My sugar topping crystallized but did not still well to the almonds. It went through the stages and dried but didn’t stick. Any ideas? The topping tastes good, but at least half of it is not on the almonds…just on the cookie sheet.
I have an electric stove, medium heat, and stirred constantly.
I had made these 3 x and they came out perfect and i loved them. Time 4,5, and 6 the mixture decides to burn before crystilizing and I’m super bummed about it. I used the same pan, same burner. Any ideas what I could be doing?
My almonds didn’t crystallize ..what did I do wrong?
Either you cooked it at a too low temperature or not long enough.
These are Fantastic! Fast, easy & so delicious! Equally good when made with pecans. I saw the comment about not crystalizing when using a gas stove— my stove is gas so I was concerned about that remark, but it worked fine for me.
I have made this many times on an electric stove. Today I used a gas stove and the sugar mixture wouldn’t crystallize.
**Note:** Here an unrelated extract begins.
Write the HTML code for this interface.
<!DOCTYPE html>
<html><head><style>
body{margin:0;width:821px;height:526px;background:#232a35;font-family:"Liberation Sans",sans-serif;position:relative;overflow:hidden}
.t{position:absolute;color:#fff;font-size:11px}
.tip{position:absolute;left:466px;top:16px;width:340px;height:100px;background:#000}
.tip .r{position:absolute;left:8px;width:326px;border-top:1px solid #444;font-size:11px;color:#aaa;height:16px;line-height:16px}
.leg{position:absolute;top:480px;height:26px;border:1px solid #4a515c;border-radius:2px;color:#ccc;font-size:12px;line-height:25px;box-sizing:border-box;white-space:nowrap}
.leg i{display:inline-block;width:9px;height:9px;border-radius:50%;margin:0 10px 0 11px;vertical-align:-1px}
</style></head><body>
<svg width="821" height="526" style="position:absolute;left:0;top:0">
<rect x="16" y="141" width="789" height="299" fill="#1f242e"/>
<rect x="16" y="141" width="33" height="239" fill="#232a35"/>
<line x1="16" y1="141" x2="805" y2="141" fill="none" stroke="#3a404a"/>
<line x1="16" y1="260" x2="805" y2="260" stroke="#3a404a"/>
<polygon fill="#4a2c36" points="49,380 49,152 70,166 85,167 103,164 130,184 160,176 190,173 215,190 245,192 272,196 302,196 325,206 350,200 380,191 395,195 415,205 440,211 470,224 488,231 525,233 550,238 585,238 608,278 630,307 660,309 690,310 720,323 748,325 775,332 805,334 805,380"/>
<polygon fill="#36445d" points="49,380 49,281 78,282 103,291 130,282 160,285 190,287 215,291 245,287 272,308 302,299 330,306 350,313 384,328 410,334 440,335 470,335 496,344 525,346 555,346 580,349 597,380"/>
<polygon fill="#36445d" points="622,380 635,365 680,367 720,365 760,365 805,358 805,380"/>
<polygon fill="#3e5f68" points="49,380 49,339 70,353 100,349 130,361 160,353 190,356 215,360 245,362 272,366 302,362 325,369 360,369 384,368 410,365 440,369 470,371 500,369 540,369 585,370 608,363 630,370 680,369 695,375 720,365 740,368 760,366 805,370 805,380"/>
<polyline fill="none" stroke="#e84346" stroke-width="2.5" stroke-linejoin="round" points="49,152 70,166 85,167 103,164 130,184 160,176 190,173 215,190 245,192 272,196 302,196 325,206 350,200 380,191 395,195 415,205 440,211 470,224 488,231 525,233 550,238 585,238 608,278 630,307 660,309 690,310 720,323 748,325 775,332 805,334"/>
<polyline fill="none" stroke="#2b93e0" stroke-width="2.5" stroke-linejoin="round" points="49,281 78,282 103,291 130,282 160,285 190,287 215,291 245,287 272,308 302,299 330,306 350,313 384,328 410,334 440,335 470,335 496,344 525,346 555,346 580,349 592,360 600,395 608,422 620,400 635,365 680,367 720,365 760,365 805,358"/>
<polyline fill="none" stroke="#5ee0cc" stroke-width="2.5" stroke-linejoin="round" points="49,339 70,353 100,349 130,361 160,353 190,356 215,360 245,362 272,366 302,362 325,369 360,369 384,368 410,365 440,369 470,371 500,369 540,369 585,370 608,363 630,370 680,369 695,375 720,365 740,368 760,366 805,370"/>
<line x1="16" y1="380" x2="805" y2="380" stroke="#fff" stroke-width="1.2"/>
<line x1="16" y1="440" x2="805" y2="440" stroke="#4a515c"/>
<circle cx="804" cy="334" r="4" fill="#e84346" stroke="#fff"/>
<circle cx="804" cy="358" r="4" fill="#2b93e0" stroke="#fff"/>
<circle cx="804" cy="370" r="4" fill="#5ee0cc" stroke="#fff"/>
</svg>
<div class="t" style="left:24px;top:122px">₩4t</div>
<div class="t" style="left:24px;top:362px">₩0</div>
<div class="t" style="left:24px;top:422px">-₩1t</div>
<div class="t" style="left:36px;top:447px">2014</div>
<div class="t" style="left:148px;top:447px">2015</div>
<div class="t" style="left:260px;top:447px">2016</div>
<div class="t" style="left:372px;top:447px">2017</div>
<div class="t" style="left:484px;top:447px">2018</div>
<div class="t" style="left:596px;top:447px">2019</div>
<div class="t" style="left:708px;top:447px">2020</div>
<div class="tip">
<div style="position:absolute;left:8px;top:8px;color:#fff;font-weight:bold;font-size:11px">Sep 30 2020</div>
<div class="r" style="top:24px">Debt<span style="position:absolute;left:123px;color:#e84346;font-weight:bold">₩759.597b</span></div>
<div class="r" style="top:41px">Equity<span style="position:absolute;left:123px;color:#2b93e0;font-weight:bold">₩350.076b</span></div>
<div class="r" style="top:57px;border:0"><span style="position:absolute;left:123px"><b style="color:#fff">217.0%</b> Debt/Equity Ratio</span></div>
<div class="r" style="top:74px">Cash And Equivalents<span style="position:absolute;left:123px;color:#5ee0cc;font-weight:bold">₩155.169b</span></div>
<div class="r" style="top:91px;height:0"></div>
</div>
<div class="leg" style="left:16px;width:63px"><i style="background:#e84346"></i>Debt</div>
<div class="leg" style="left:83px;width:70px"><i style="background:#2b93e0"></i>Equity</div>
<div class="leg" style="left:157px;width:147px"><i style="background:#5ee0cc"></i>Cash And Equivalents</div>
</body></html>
What did I do wrong?
Mine did crystallized and I used a gas stove
Love!! I doubled the batch and used 2 cups almonds and 2 cups pecans… so delicious!! Peter for a holiday treat!! THANKS 😊🎄
I made these last week they were wonderful although the almond was not as crunchy as I would have liked. Can I lightly toast the almonds first? Also when do you use the butter in the recipe?
Yes, you can lightly toast them. Also, make sure that the raw almonds are fresh, if they have been sitting around for too long they tend to lose their crunch. The butter is used in step 1 to grease the baking mat/parchment paper.
Can you use pecans instead?
Pecans sound delicious! I haven’t tried it so I’m not sure.
Pretty good. Easy…needs a little salt.
Can you make these almonds with diet sugar? Will it crystallize like sugar?
Sorry, I have never tried using diet sugar in this recipe, so I can’t help. But I don’t think it will crystallize.
Ok, there has been a lot of comments on when the almonds are crystallized. First time trying these. Took a little trial and error. I have an electric stove. Set my stove to medium-high. Once you add the almonds. The syrup will get very stringy. What you want to happen is to have all the syrup melt onto your almonds. When they are done there will be no syrup left in your pan and it will all be stuck to your almonds. Don’t stop stirring until this happens. Your pan should be dry with no liquid left. Once you get to this stage..dump your almond on your buttered cookie try. I just used parchment paper and spray it with pam cooking spray. Hope this helps.